* TO DO
Drop the pictures, then extract the listing word for word.

* COLLECTED DATA
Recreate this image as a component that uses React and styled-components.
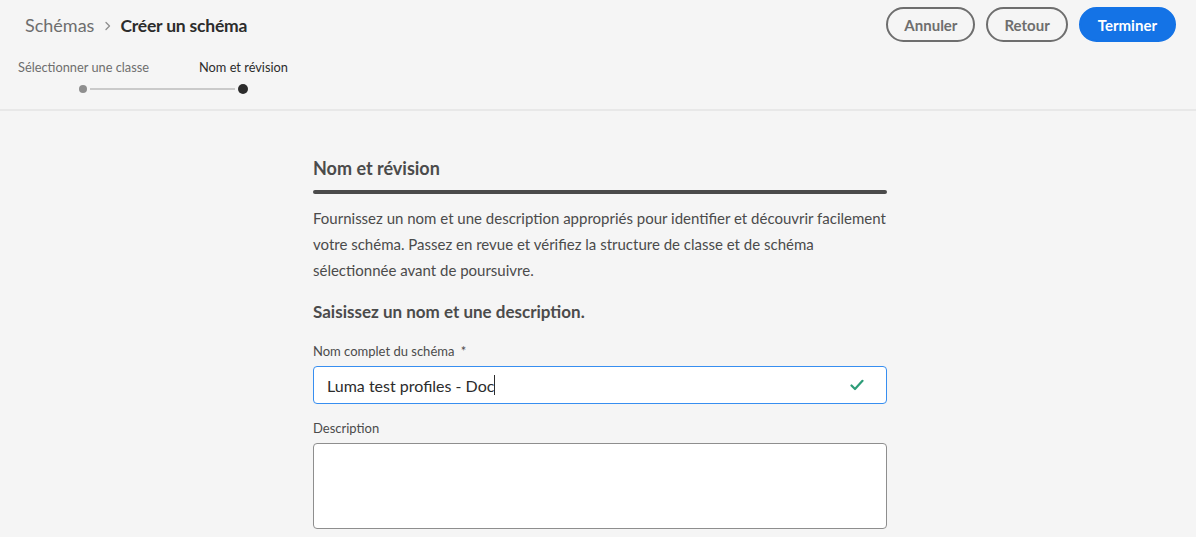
import styled, { createGlobalStyle } from "styled-components";

const GlobalStyle = createGlobalStyle`
  html, body {
    margin: 0;
    padding: 0;
    background: #f5f5f5;
    font-family: Lato, "Noto Sans", sans-serif;
    color: #4b4b4b;
  }
`;

function Stepper() {
  return (
    <Steps>
      <StepLabels>
        <StepLabel>Sélectionner une classe</StepLabel>
        <StepLabel $active>Nom et révision</StepLabel>
      </StepLabels>
      <Track>
        <Dot />
        <TrackLine />
        <Dot $active />
      </Track>
    </Steps>
  );
}

function CheckIcon() {
  return (
    <svg width="14" height="12" viewBox="0 0 14 12">
      <path d="M1.5 6.5 L5 10 L12.5 1.8" fill="none" stroke="#2d9d78" strokeWidth="2.2" strokeLinecap="round" strokeLinejoin="round" />
    </svg>
  );
}

export default function App() {
  return (
    <Page>
      <GlobalStyle />
      <Header>
        <HeaderLeft>
          <Breadcrumbs>
            <Crumb>Schémas</Crumb>
            <Chevron>
              <svg width="8" height="10" viewBox="0 0 8 10">
                <path d="M2 1.5 L5.5 5 L2 8.5" fill="none" stroke="#8e8e8e" strokeWidth="1.3" strokeLinecap="round" strokeLinejoin="round" />
              </svg>
            </Chevron>
            <CurrentCrumb>Créer un schéma</CurrentCrumb>
          </Breadcrumbs>
          <Stepper />
        </HeaderLeft>
        <Actions>
          <Button>Annuler</Button>
          <Button>Retour</Button>
          <Button $primary>Terminer</Button>
        </Actions>
      </Header>
      <Content>
        <Form>
          <SectionTitle>Nom et révision</SectionTitle>
          <TitleBar />
          <Intro>
            Fournissez un nom et une description appropriés pour identifier et découvrir facilement
            votre schéma. Passez en revue et vérifiez la structure de classe et de schéma
            sélectionnée avant de poursuivre.
          </Intro>
          <SubTitle>Saisissez un nom et une description.</SubTitle>
          <Field>
            <Label>Nom complet du schéma <Required>*</Required></Label>
            <InputWrap>
              <TextValue>Luma test profiles - Doc<Caret /></TextValue>
              <CheckIcon />
            </InputWrap>
          </Field>
          <Field $gap={15}>
            <Label>Description</Label>
            <TextArea />
          </Field>
        </Form>
      </Content>
    </Page>
  );
}

const Page = styled.div`
  width: 1196px;
  height: 537px;
  overflow: hidden;
  background: #f5f5f5;
`;

const Header = styled.header`
  display: flex;
  justify-content: space-between;
  align-items: flex-start;
  border-bottom: 2px solid #e8e8e8;
  box-sizing: border-box;
  height: 111px;
`;

const HeaderLeft = styled.div`
  display: flex;
  flex-direction: column;
  padding: 13px 0 0 18px;
`;

const Breadcrumbs = styled.div`
  display: flex;
  align-items: center;
  padding-left: 7px;
  height: 24px;
`;

const Crumb = styled.span`
  font-size: 18px;
  color: #6e6e6e;
`;

const Chevron = styled.span`
  display: flex;
  margin: 2px 8px 0 10px;
`;

const CurrentCrumb = styled.span`
  font-size: 17.5px;
  font-weight: 700;
  color: #2c2c2c;
  letter-spacing: -0.2px;
`;

const Steps = styled.div`
  display: flex;
  flex-direction: column;
  margin-top: 22px;
`;

const StepLabels = styled.div`
  display: flex;
  gap: 50px;
`;

const StepLabel = styled.span`
  font-size: 12.8px;
  color: ${(p) => (p.$active ? "#2c2c2c" : "#6e6e6e")};
`;

const Track = styled.div`
  display: flex;
  align-items: center;
  margin: 9px 0 0 61px;
  width: 169px;
`;

const Dot = styled.span`
  width: ${(p) => (p.$active ? "10px" : "8px")};
  height: ${(p) => (p.$active ? "10px" : "8px")};
  border-radius: 50%;
  background: ${(p) => (p.$active ? "#2c2c2c" : "#8e8e8e")};
  flex-shrink: 0;
`;

const TrackLine = styled.span`
  flex: 1;
  height: 2px;
  background: #cacaca;
  margin: 0 3px;
`;

const Actions = styled.div`
  display: flex;
  gap: 11px;
  padding: 7px 20px 0 0;
`;

const Button = styled.button`
  height: 35px;
  padding: 0 ${(p) => (p.$primary ? "17px" : "16px")};
  border-radius: 18px;
  border: 2px solid ${(p) => (p.$primary ? "#1473e6" : "#6e6e6e")};
  background: ${(p) => (p.$primary ? "#1473e6" : "transparent")};
  color: ${(p) => (p.$primary ? "#ffffff" : "#6e6e6e")};
  font-family: Lato, "Noto Sans", sans-serif;
  font-size: 15px;
  font-weight: 700;
`;

const Content = styled.main`
  display: flex;
  justify-content: center;
  padding-left: 4px;
`;

const Form = styled.div`
  width: 574px;
  display: flex;
  flex-direction: column;
  padding-top: 45px;
`;

const SectionTitle = styled.h2`
  margin: 0;
  font-size: 18px;
  font-weight: 700;
  color: #4b4b4b;
  line-height: 24px;
`;

const TitleBar = styled.div`
  height: 4px;
  border-radius: 2px;
  background: #4b4b4b;
  margin-top: 10px;
`;

const Intro = styled.p`
  margin: 11px 0 0;
  font-size: 15px;
  line-height: 26px;
  color: #4b4b4b;
`;

const SubTitle = styled.h3`
  margin: 17px 0 0;
  font-size: 17px;
  font-weight: 700;
  color: #4b4b4b;
  line-height: 24px;
`;

const Field = styled.div`
  display: flex;
  flex-direction: column;
  margin-top: ${(p) => p.$gap || 18}px;
`;

const Label = styled.label`
  font-size: 13px;
  color: #4b4b4b;
  line-height: 18px;
  margin-bottom: 6px;
`;

const Required = styled.span`
  margin-left: 3px;
`;

const InputWrap = styled.div`
  height: 38px;
  box-sizing: border-box;
  border: 1px solid #378ef0;
  border-radius: 4px;
  background: #ffffff;
  display: flex;
  align-items: center;
  justify-content: space-between;
  padding: 0 22px 0 13px;
`;

const TextValue = styled.span`
  font-size: 16px;
  color: #2c2c2c;
  display: flex;
  align-items: center;
`;

const Caret = styled.span`
  width: 1px;
  height: 20px;
  background: #2c2c2c;
`;

const TextArea = styled.div`
  height: 86px;
  box-sizing: border-box;
  border: 1px solid #8e8e8e;
  border-radius: 4px;
  background: #ffffff;
`;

* THE OUTPUT
Recreate this image as a component that uses React and styled-components.
import styled, { createGlobalStyle } from "styled-components";

const GlobalStyle = createGlobalStyle`
  html, body {
    margin: 0;
    padding: 0;
    background: #f5f5f5;
    font-family: Lato, "Noto Sans", sans-serif;
    color: #4b4b4b;
  }
`;

function Stepper() {
  return (
    <Steps>
      <StepLabels>
        <StepLabel>Sélectionner une classe</StepLabel>
        <StepLabel $active>Nom et révision</StepLabel>
      </StepLabels>
      <Track>
        <Dot />
        <TrackLine />
        <Dot $active />
      </Track>
    </Steps>
  );
}

function CheckIcon() {
  return (
    <svg width="14" height="12" viewBox="0 0 14 12">
      <path d="M1.5 6.5 L5 10 L12.5 1.8" fill="none" stroke="#2d9d78" strokeWidth="2.2" strokeLinecap="round" strokeLinejoin="round" />
    </svg>
  );
}

export default function App() {
  return (
    <Page>
      <GlobalStyle />
      <Header>
        <HeaderLeft>
          <Breadcrumbs>
            <Crumb>Schémas</Crumb>
            <Chevron>
              <svg width="8" height="10" viewBox="0 0 8 10">
                <path d="M2 1.5 L5.5 5 L2 8.5" fill="none" stroke="#8e8e8e" strokeWidth="1.3" strokeLinecap="round" strokeLinejoin="round" />
              </svg>
            </Chevron>
            <CurrentCrumb>Créer un schéma</CurrentCrumb>
          </Breadcrumbs>
          <Stepper />
        </HeaderLeft>
        <Actions>
          <Button>Annuler</Button>
          <Button>Retour</Button>
          <Button $primary>Terminer</Button>
        </Actions>
      </Header>
      <Content>
        <Form>
          <SectionTitle>Nom et révision</SectionTitle>
          <TitleBar />
          <Intro>
            Fournissez un nom et une description appropriés pour identifier et découvrir facilement
            votre schéma. Passez en revue et vérifiez la structure de classe et de schéma
            sélectionnée avant de poursuivre.
          </Intro>
          <SubTitle>Saisissez un nom et une description.</SubTitle>
          <Field>
            <Label>Nom complet du schéma <Required>*</Required></Label>
            <InputWrap>
              <TextValue>Luma test profiles - Doc<Caret /></TextValue>
              <CheckIcon />
            </InputWrap>
          </Field>
          <Field $gap={15}>
            <Label>Description</Label>
            <TextArea />
          </Field>
        </Form>
      </Content>
    </Page>
  );
}

const Page = styled.div`
  width: 1196px;
  height: 537px;
  overflow: hidden;
  background: #f5f5f5;
`;

const Header = styled.header`
  display: flex;
  justify-content: space-between;
  align-items: flex-start;
  border-bottom: 2px solid #e8e8e8;
  box-sizing: border-box;
  height: 111px;
`;

const HeaderLeft = styled.div`
  display: flex;
  flex-direction: column;
  padding: 13px 0 0 18px;
`;

const Breadcrumbs = styled.div`
  display: flex;
  align-items: center;
  padding-left: 7px;
  height: 24px;
`;

const Crumb = styled.span`
  font-size: 18px;
  color: #6e6e6e;
`;

const Chevron = styled.span`
  display: flex;
  margin: 2px 8px 0 10px;
`;

const CurrentCrumb = styled.span`
  font-size: 17.5px;
  font-weight: 700;
  color: #2c2c2c;
  letter-spacing: -0.2px;
`;

const Steps = styled.div`
  display: flex;
  flex-direction: column;
  margin-top: 22px;
`;

const StepLabels = styled.div`
  display: flex;
  gap: 50px;
`;

const StepLabel = styled.span`
  font-size: 12.8px;
  color: ${(p) => (p.$active ? "#2c2c2c" : "#6e6e6e")};
`;

const Track = styled.div`
  display: flex;
  align-items: center;
  margin: 9px 0 0 61px;
  width: 169px;
`;

const Dot = styled.span`
  width: ${(p) => (p.$active ? "10px" : "8px")};
  height: ${(p) => (p.$active ? "10px" : "8px")};
  border-radius: 50%;
  background: ${(p) => (p.$active ? "#2c2c2c" : "#8e8e8e")};
  flex-shrink: 0;
`;

const TrackLine = styled.span`
  flex: 1;
  height: 2px;
  background: #cacaca;
  margin: 0 3px;
`;

const Actions = styled.div`
  display: flex;
  gap: 11px;
  padding: 7px 20px 0 0;
`;

const Button = styled.button`
  height: 35px;
  padding: 0 ${(p) => (p.$primary ? "17px" : "16px")};
  border-radius: 18px;
  border: 2px solid ${(p) => (p.$primary ? "#1473e6" : "#6e6e6e")};
  background: ${(p) => (p.$primary ? "#1473e6" : "transparent")};
  color: ${(p) => (p.$primary ? "#ffffff" : "#6e6e6e")};
  font-family: Lato, "Noto Sans", sans-serif;
  font-size: 15px;
  font-weight: 700;
`;

const Content = styled.main`
  display: flex;
  justify-content: center;
  padding-left: 4px;
`;

const Form = styled.div`
  width: 574px;
  display: flex;
  flex-direction: column;
  padding-top: 45px;
`;

const SectionTitle = styled.h2`
  margin: 0;
  font-size: 18px;
  font-weight: 700;
  color: #4b4b4b;
  line-height: 24px;
`;

const TitleBar = styled.div`
  height: 4px;
  border-radius: 2px;
  background: #4b4b4b;
  margin-top: 10px;
`;

const Intro = styled.p`
  margin: 11px 0 0;
  font-size: 15px;
  line-height: 26px;
  color: #4b4b4b;
`;

const SubTitle = styled.h3`
  margin: 17px 0 0;
  font-size: 17px;
  font-weight: 700;
  color: #4b4b4b;
  line-height: 24px;
`;

const Field = styled.div`
  display: flex;
  flex-direction: column;
  margin-top: ${(p) => p.$gap || 18}px;
`;

const Label = styled.label`
  font-size: 13px;
  color: #4b4b4b;
  line-height: 18px;
  margin-bottom: 6px;
`;

const Required = styled.span`
  margin-left: 3px;
`;

const InputWrap = styled.div`
  height: 38px;
  box-sizing: border-box;
  border: 1px solid #378ef0;
  border-radius: 4px;
  background: #ffffff;
  display: flex;
  align-items: center;
  justify-content: space-between;
  padding: 0 22px 0 13px;
`;

const TextValue = styled.span`
  font-size: 16px;
  color: #2c2c2c;
  display: flex;
  align-items: center;
`;

const Caret = styled.span`
  width: 1px;
  height: 20px;
  background: #2c2c2c;
`;

const TextArea = styled.div`
  height: 86px;
  box-sizing: border-box;
  border: 1px solid #8e8e8e;
  border-radius: 4px;
  background: #ffffff;
`;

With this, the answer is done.